Sometimes nothing is the best thing to do

Friday, February 16, 2007

For those of us addicted to a noontime snooze, it was vindicating news.

And for those who depend on productive workers, it was an indication that allowing a brief rest period during the work day might even pay dividends.

In the largest study of its kind, 23,681 healthy Greek adults were tracked for an average of about six years.

Those who napped at least three times weekly for about half an hour had a 37 percent lower risk of dying from heart attacks or other heart problems than those who did not nap.

Experts surmise that naps benefit the heart by reducing stress, and what more common source of stress than a job?

According to the Archives of Internal Medicine, most of the participants were in their 50s, and men seemed to show the most benefit.

Naps are probably just as beneficial for women, but not enough of them died during the study to be sure, according to senior author Dr. Dimitrios Trichopoulos, who is a researcher at Harvard University and the University of Athens Medical School.

Trichopoulos and his fellow researchers aren't sure how stress causes heart disease, whether it's through stress hormones or resulting bad habits like overeating and smoking. Even after they factored those in, however, napping seemed to help.

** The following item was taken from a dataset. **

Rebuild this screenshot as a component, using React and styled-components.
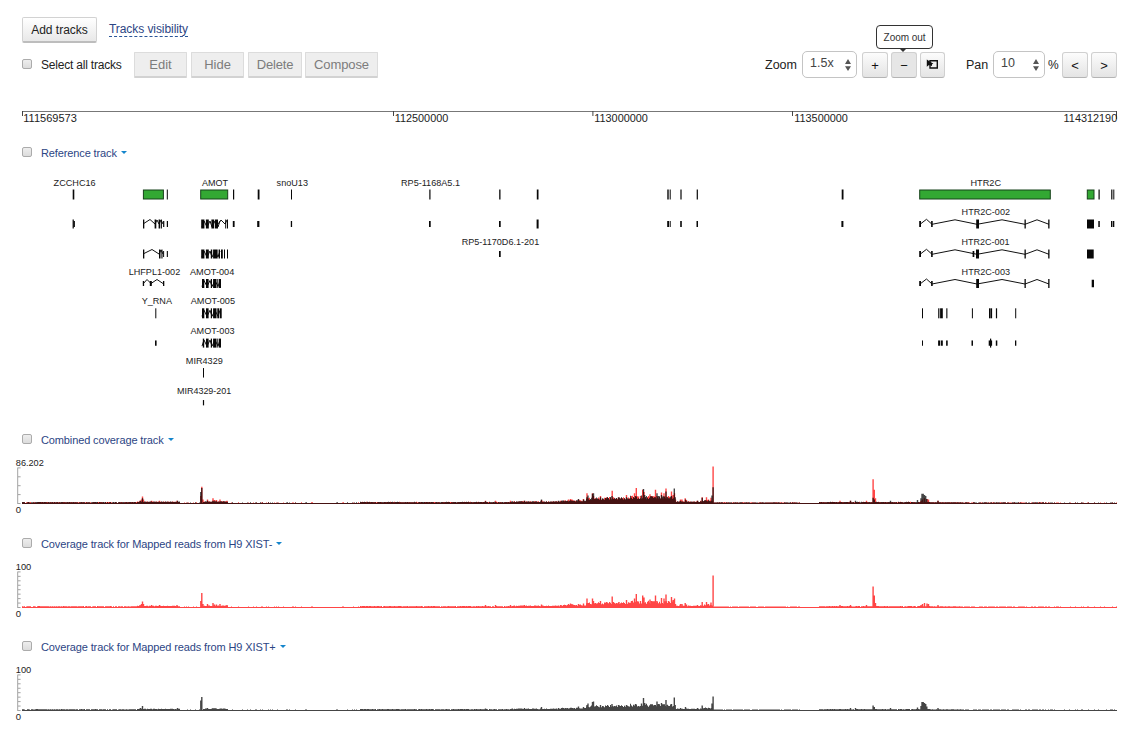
import React from "react";
import styled, { createGlobalStyle, css } from "styled-components";

const GlobalStyle = createGlobalStyle`
  body { margin: 0; background: #fff; overflow: hidden; }
  * { box-sizing: border-box; }
`;

const Page = styled.main`
  width: 1134px;
  height: 736px;
  display: flex;
  flex-direction: column;
  overflow: hidden;
  font-family: "Liberation Sans", Arial, sans-serif;
  font-size: 12px;
  color: #222;
`;

const Toolbar = styled.header`
  height: 100px;
  flex: none;
  padding: 17px 17px 0 22px;
  display: flex;
  justify-content: space-between;
`;

const Left = styled.div`
  display: flex;
  flex-direction: column;
  gap: 9px;
`;

const Row = styled.div`
  display: flex;
  align-items: center;
  height: 26px;
  white-space: nowrap;
`;

const Right = styled(Row)`
  margin-top: 34px;
  height: 27px;
`;

const Button = styled.button`
  width: ${(p) => p.$w}px;
  height: 26px;
  padding: 0;
  margin-right: ${(p) => p.$gap ?? 4}px;
  font: ${(p) => p.$size ?? 13}px "Liberation Sans", Arial, sans-serif;
  letter-spacing: ${(p) => p.$ls ?? 0}px;
  white-space: nowrap;
  color: #222;
  border: 1px solid #d2d2d2;
  border-bottom: 2px solid #bdbdbd;
  border-radius: 2px;
  background: linear-gradient(#fff, #e8e8e8);
  ${(p) => p.disabled && css`
    color: #7c7c7c;
    background: #eee;
    border: 1px solid #dcdcdc;
    border-bottom: 2px solid #d2d2d2;
    border-radius: 1px;
  `}
`;

const SquareButton = styled(Button)`
  position: relative;
  display: flex;
  align-items: center;
  justify-content: center;
  padding: 1px 0 0;
  color: #111;
  border-color: #d0d0d0;
  border-bottom: 1px solid #b4b4b4;
  border-radius: 3px;
  background: ${(p) => (p.$active ? "#e6e6e6" : "linear-gradient(#fcfcfc, #e4e4e4)")};
`;

const Link = styled.a`
  margin-left: 8px;
  height: 15px;
  margin-top: -1px;
  line-height: 14px;
  color: #2c4584;
  letter-spacing: -0.07px;
  border-bottom: 1px dashed #2a5599;
`;

const Check = styled.input`
  appearance: none;
  width: 10px;
  height: 10px;
  margin: 0 9px 2px 0;
  flex: none;
  border: 1px solid #ababab;
  border-radius: 2px;
  background: linear-gradient(#eee, #dcdcdc);
`;

const Text = styled.span`
  width: ${(p) => p.$w}px;
  font-size: ${(p) => p.$size ?? 12}px;
  letter-spacing: ${(p) => p.$ls ?? 0}px;
`;

const Select = styled.div`
  width: ${(p) => p.$w}px;
  height: 27px;
  margin-right: ${(p) => p.$gap}px;
  padding: 0 5px 0 7px;
  display: flex;
  align-items: center;
  justify-content: space-between;
  font-size: 12.5px;
  line-height: 1;
  color: #444;
  border: 1px solid #c4c4c4;
  border-radius: 5px;
`;

const Value = styled.span`
  margin-top: -3px;
`;

const Tooltip = styled.div`
  position: absolute;
  left: -16px;
  top: -28px;
  width: 57px;
  height: 24px;
  display: flex;
  align-items: center;
  justify-content: center;
  padding-top: 1px;
  font-size: 10px;
  letter-spacing: -0.05px;
  color: #333;
  background: #fff;
  border: 1px solid #333;
  border-radius: 4px;
  &::after {
    content: "";
    position: absolute;
    top: 22px;
    left: 22px;
    border: 4px solid transparent;
    border-top-color: #333;
    border-bottom: 0;
  }
`;

const TrackHeader = styled.div`
  display: flex;
  align-items: center;
  flex: none;
  height: 26px;
  margin-top: ${(p) => p.$top ?? 0}px;
  padding-left: 22px;
  font-size: 11px;
  color: #2c4584;
  letter-spacing: -0.12px;
`;

const Caret = styled.i`
  margin: -2px 0 0 4px;
  border: 3px solid transparent;
  border-top-color: #1485cc;
  border-bottom: 0;
`;

const Chart = styled.svg`
  display: block;
  flex: none;
  font-family: "Liberation Sans", Arial, sans-serif;
`;

const Canvas = ({ top, height, children }) => (
  <Chart width="1134" height={height} viewBox={`0 ${top} 1134 ${height}`}>{children}</Chart>
);

const Arrows = () => (
  <svg width="6" height="12" viewBox="0 0 6 12"><path d="M0 5 3 0 6 5zM0 7.2H6L3 12z" fill="#555" /></svg>
);

const SelectRegionIcon = () => (
  <svg width="13" height="12" viewBox="0 0 13 12">
    <path d="M4 1.8h7.3v7.2H4z" fill="none" stroke="#111" strokeWidth="1.4" />
    <path d="M.8.4v7.4L3 6l3 .9V5.2l1.4-.5z" fill="#111" />
  </svg>
);

const Label = ({ x, y, w, children, size = 9, fill = "#222" }) => (
  <text x={x} y={y} fontSize={size} textLength={w} lengthAdjust="spacingAndGlyphs" fill={fill}>{children}</text>
);

/* Coordinate ruler */
const Ruler = () => (
  <Canvas top={100} height={40}>
    <path d="M22 111.5H1117" stroke="#777" fill="none" />
    <path d="M22.5 111v5M393.5 111v5M592.9 111v5M792.5 111v5M1116.5 111v8" stroke="#444" fill="none" />
    {[[23.3, "111569573"], [394.7, "112500000"], [594.3, "113000000"], [794.3, "113500000"], [1063.6, "114312190"]].map(([x, t]) => (
      <Label key={t} x={x} y={122} w={53.6} size={10.7}>{t}</Label>
    ))}
  </Canvas>
);

/* Gene labels: x, baseline, width, name */
const geneLabels = [
  [53.6, 185.5, 42, "ZCCHC16"], [202, 185.5, 26, "AMOT"], [276.6, 185.5, 31.4, "snoU13"],
  [401, 185.5, 59, "RP5-1168A5.1"], [970.5, 185.5, 30.5, "HTR2C"], [961.6, 215.2, 48.4, "HTR2C-002"],
  [461.7, 244.8, 77.5, "RP5-1170D6.1-201"], [961.6, 244.8, 48, "HTR2C-001"],
  [128.7, 274.6, 51.5, "LHFPL1-002"], [190, 274.6, 44.3, "AMOT-004"], [961.6, 274.6, 48.4, "HTR2C-003"],
  [141.7, 304.3, 30.3, "Y_RNA"], [190.7, 304.3, 44.3, "AMOT-005"], [190.5, 334, 44, "AMOT-003"],
  [185.8, 363.8, 37, "MIR4329"], [177, 393.6, 54.3, "MIR4329-201"],
];

const genes = [[143.4, 20], [200.7, 27], [919.7, 130.6], [1087.3, 6.7]];

/* Marks: vertical centre, height, then [x, width] pairs */
const marks = [
  [194.5, 10, [[72.7, 1.6], [166.8, 1], [233, 1.2], [257.7, 1.8], [291, 1], [429.3, 1.2], [499.2, 1.3], [536.8, 1.7], [667.3, 1.4], [669.7, 1], [680.4, 1.2], [696.7, 1.2], [841.7, 1.8], [1098.5, 1.2], [1111.2, 1.2], [1113.3, 1]]],
  [224, 6, [[73.4, 1.5], [166.8, 1.2], [232.8, 1.8], [257.2, 2.2], [290.8, 1.3], [429, 1.7], [499, 1.7], [667.2, 1.8], [669.7, 1], [680.2, 1.6], [696.5, 1.5], [841.4, 2], [1098.3, 1.5], [1111, 1.3], [1112.8, 1.5], [163.1, 1.2], [919.2, 1.8], [931.1, 1.6]]],
  [224, 9, [[72.6, 1.2], [536.6, 2], [143, 1.3], [154.6, 1.7], [158.6, 1.4], [160.7, 1.2], [201.2, 3.2], [205.9, 2.9], [211.4, 2.8], [215, 3], [225.2, 1], [227, 1], [976.2, 2.8], [1024.5, 1.3], [1048.2, 1.3], [1087, 7]]],
  [254, 6, [[163.1, 1], [166.8, 1.1], [499, 1.7], [919.2, 1.8], [931.1, 1.6], [972.6, 1.7]]],
  [254, 9, [[143, 1.3], [159, 1.5], [161.4, 1.1], [201.2, 3.2], [205.9, 2.9], [210.8, 1.4], [213.1, 4.5], [218.6, 1.4], [221, 1.8], [224, 1], [227, 1], [976, 3], [1024.5, 1.3], [1048.2, 1.3], [1087, 6.7]]],
  [283.5, 5, [[142.8, 1.3], [149.8, 2], [163, 1.3], [919.2, 1.8], [931.1, 1.6]]],
  [283.5, 9, [[202, 2.3], [206, 2.6], [210.8, 1.2], [213.1, 3.4], [217.3, 1], [219, 2], [976.2, 2.8], [1024.5, 1.3], [1048.2, 1.3]]],
  [283.5, 7.5, [[1091.7, 2.3]]],
  [313.3, 10, [[155.3, 1], [202, 2.3], [206, 2.6], [210.8, 1.2], [213.1, 3.4], [217.3, 2], [220, 1.7], [922, 1], [938.2, 1.2], [940.1, 2.7], [946.3, 1.1], [971.9, 1], [989, 1], [990.3, 1.8], [995.9, 1.2], [1015.2, 1]]],
  [343.1, 5.3, [[155, 1.6], [922, 1], [938.1, 2], [940.8, 2], [946.1, 1.6], [971.5, 1.5], [988.7, 3.4], [995.8, 1.5], [1015, 1.3]]],
  [343.1, 9, [[202.8, 1.4], [206, 2.6], [210.8, 1.2], [213.1, 3.4], [217.3, 1], [219, 2], [990, 1.2]]],
  [372.8, 9.5, [[203, 1]]],
  [402.7, 5.3, [[202.9, 1.2]]],
];

const receptorIntrons = (y) => `M920 ${y}L926.5 ${y - 5}L932 ${y}L955 ${y - 4.5}L977 ${y}L1002 ${y - 4.5}L1025 ${y}L1037 ${y - 4.5}L1049 ${y}`;
const amotIntrons = (y) => `M202 ${y + 3}l2-6 3 6 3-6 2 6 3-6 3 6 2-6`;

const ReferenceTrack = () => (
  <Canvas top={166} height={248}>
    {geneLabels.map(([x, y, w, t]) => <Label key={t} x={x} y={y} w={w}>{t}</Label>)}
    {genes.map(([x, w]) => <rect key={x} x={x} y="190" width={w} height="9" fill="#33a833" stroke="#17421b" />)}
    <g stroke="#111" strokeWidth="1" fill="none">
      {[224.3, 254.3, 284].map((y) => <path key={y} d={receptorIntrons(y)} />)}
      {[224, 254, 283.5, 313.3, 343.1].map((y) => <path key={y} d={amotIntrons(y)} />)}
      <path d="M143 224l7-4.5 5 4.5 2-4 2 4 2-4 2 4M143 254l9-4.5 7 4.5 2-4 2 4M143 284l4-4.5 4 4 6-4 6 4M218 224l3-4 4 4 2-4" />
    </g>
    {marks.map(([c, h, items], i) => items.map(([x, w]) => (
      <rect key={`${i}-${x}`} x={x} y={c - h / 2} width={w} height={h} fill="#080808" />
    )))}
  </Canvas>
);

/* Peaks of each sample as [x, height] on the 0-100 scale (32px) */
const minusPeaks = [
  [139.5, 2], [141, 3], [142, 5.5], [143, 3], [151, 2], [159, 2], [176.5, 2], [200.3, 6], [201.3, 14], [202.5, 3],
  [207, 3], [212.5, 4], [214, 2.5], [216, 2.5], [219.5, 3], [226.5, 2], [485, 2], [495, 2], [510, 2], [524, 2], [541, 2.5],
  [560, 2], [565, 2], [568, 3], [570, 3.5], [571.5, 3], [578, 3], [583, 3.5],
  [586.5, 8.5], [588, 4], [592, 8.5], [593, 6], [600, 6], [606, 5], [611.7, 10.5], [613, 5], [618.5, 5], [626, 7],
  [631, 6], [634, 8.5], [635.8, 13], [640, 6], [642.2, 11.5], [643.5, 9.5], [649.5, 7.5], [651, 6], [655, 11.5], [656.5, 6],
  [661, 9], [663.5, 8.5], [665.5, 12.5], [668, 6], [671, 10], [672.7, 7], [674, 8.5], [675, 3], [680, 3], [681.5, 3],
  [684.7, 4], [686, 2.5], [697, 2], [701.7, 5], [706, 5], [708, 3], [710.5, 4.5], [712.6, 31.5],
  [839.5, 2], [850, 2], [866, 2], [872.6, 20.5], [873.8, 11.5], [875, 4], [920.5, 2], [922, 3], [924, 4], [926.5, 3.5], [928, 3], [937.5, 2],
];
const plusPeaks = [
  [140, 2], [142, 4], [177, 2], [200.3, 9.5], [201.3, 13], [207, 2], [212.5, 2], [214.5, 2], [485, 1.5], [524, 2], [541, 3],
  [558, 2], [565, 2], [578, 3.5], [583, 3], [586.5, 5], [587.5, 6.5], [592, 8], [593, 8.5], [596, 4], [600, 5], [606, 4],
  [611.5, 6], [614, 4], [618, 5], [626, 5], [630, 4], [635, 6], [638, 4], [641, 6.5], [643, 12], [644.2, 7],
  [650, 5], [654, 5], [656.5, 8.5], [658, 6], [661, 7], [665.5, 10], [667, 5], [671, 6], [673.8, 12.5], [674.7, 5],
  [680, 2], [685, 3], [697, 2], [701.7, 4.5], [706, 2], [709, 2], [711.5, 6.5], [712.6, 13.5],
  [850, 2], [855, 2], [872.6, 4.5], [873.8, 3], [890, 2], [917, 2.5], [920.5, 4], [921.5, 8], [922.7, 8],
  [924, 7], [925.2, 6], [926.3, 3.5], [937.5, 2],
];

/* Background read depth: from, to, floor, spread, fraction of covered positions */
const depth = [
  [22, 137, 0.5, 0.4, 0.9], [137, 180, 0.8, 0.5, 1], [184, 200, 0.4, 0.2, 0.3], [203, 228, 0.9, 0.6, 1], [228, 360, 0.4, 0.2, 0.3],
  [360, 510, 0.6, 0.4, 0.95], [510, 560, 0.8, 0.8, 1], [560, 586, 1.2, 1.2, 1], [586, 604, 2.6, 2.1, 1],
  [604, 630, 2.8, 2.6, 1], [630, 675, 3.2, 3.2, 1], [675, 700, 0.8, 0.8, 1], [700, 713, 1.3, 1.2, 1], [713, 800, 0.4, 0.2, 0.85],
  [819, 930, 0.6, 0.4, 0.95], [930, 962, 0.5, 0.2, 1], [962, 1050, 0.4, 0.2, 0.6], [1050, 1117, 0.4, 0.1, 0.3],
];
const noise = (n) => {
  const v = Math.sin(n * 12.9898) * 43758.5453;
  return v - Math.floor(v);
};

const buildPath = (peaks, base, scale, seed) => {
  let d = `M22 ${base}H1117v1H22z`;
  depth.forEach(([from, to, floor, spread, fill]) => {
    for (let x = from; x < to; x += 1) {
      if (noise(x + seed) < fill) {
        const h = ((floor + spread * noise(x * 3 + seed)) * scale).toFixed(2);
        d += `M${x} ${base}v-${h}h1v${h}z`;
      }
    }
  });
  peaks.forEach(([x, height]) => {
    const h = (height * scale).toFixed(2);
    d += `M${x - 0.2} ${base}v-${h}h1.4v${h}z`;
  });
  return d;
};

const Coverage = ({ top, base, max, step, minus, plus }) => {
  const scale = minus && plus ? 1.16 : 1;
  const ticks = [];
  for (let y = base + 0.5; y > base - 37; y -= step) ticks.push(`M18 ${y}h2.6`);
  return (
    <Canvas top={top} height={74}>
      <path d={`M17.7 ${base - 35.5}V${base + 1}${ticks.join("")}`} stroke="#999" fill="none" strokeWidth=".9" />
      {minus && <path d={buildPath(minusPeaks, base, scale, 5)} fill="#f00" fillOpacity=".73" />}
      {plus && <path d={buildPath(plusPeaks, base, scale, 11)} fill="#000" fillOpacity=".73" />}
      <Label x={15.8} y={base - 37} w={max.length > 3 ? 28 : 15.5}>{max}</Label>
      <Label x={15.8} y={base + 9.7} w={5.3}>0</Label>
    </Canvas>
  );
};

const Track = ({ name, top, children }) => (
  <>
    <TrackHeader $top={top}><Check type="checkbox" />{name}<Caret /></TrackHeader>
    {children}
  </>
);

export default function App() {
  return (
    <Page>
      <GlobalStyle />
      <Toolbar>
        <Left>
          <Row>
            <Button $w={75} $size={12}>Add tracks</Button>
            <Link>Tracks visibility</Link>
          </Row>
          <Row>
            <Check type="checkbox" />
            <Text $w={93} $ls={-0.2}>Select all tracks</Text>
            <Button disabled $w={53}>Edit</Button>
            <Button disabled $w={53}>Hide</Button>
            <Button disabled $w={54} $gap={3} $ls={-0.15}>Delete</Button>
            <Button disabled $w={73} $ls={-0.1}>Compose</Button>
          </Row>
        </Left>
        <Right>
          <Text $w={37} $size={12.5}>Zoom</Text>
          <Select $w={55} $gap={5}><Value>1.5x</Value><Arrows /></Select>
          <SquareButton $w={26} $gap={3}>+</SquareButton>
          <SquareButton $w={26} $gap={3} $active>−<Tooltip>Zoom out</Tooltip></SquareButton>
          <SquareButton $w={25} $gap={21}><SelectRegionIcon /></SquareButton>
          <Text $w={27} $size={12.5}>Pan</Text>
          <Select $w={52} $gap={3}><Value>10</Value><Arrows /></Select>
          <Text $w={14}>%</Text>
          <SquareButton $w={26} $gap={3}>&lt;</SquareButton>
          <SquareButton $w={26} $gap={0}>&gt;</SquareButton>
        </Right>
      </Toolbar>
      <Ruler />
      <Track name="Reference track"><ReferenceTrack /></Track>
      <Track name="Combined coverage track" top={13}>
        <Coverage top={453} base={503} max="86.202" step={8.9} minus plus />
      </Track>
      <Track name="Coverage track for Mapped reads from H9 XIST-" top={4}>
        <Coverage top={557} base={607} max="100" step={4.45} minus />
      </Track>
      <Track name="Coverage track for Mapped reads from H9 XIST+" top={3}>
        <Coverage top={660} base={710} max="100" step={4.45} plus />
      </Track>
    </Page>
  );
}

And, other U.S. studies have pointed to more productive days for workers who are refreshed by a quick snooze during the day.

They show that 20 minutes of sleep in the afternoon provides more rest than 20 minutes more sleep in the morning -- although the last couple of hours in the morning are special in their own way.

Experts say to sleep no more than half an hour, so you don't enter deeper stages of sleep from which it is harder to wake up, and it doesn't interfere with night sleep.

But not having enough sleep hurts your reaction time, judgment, vision, information processing, short-term memory, performance, motivation, vigilance and patience, according to experts. A daytime nap can help overcome such a harmful sleep deficit.

It's easy for those of us who live close to work to catch a short nap over an hour lunch break, but not so for those who commute to work. Perhaps a lounge or other comfortable rest area would be a good investment for those who employ out-of-town workers -- provided, of course, those workers don't abuse the privilege.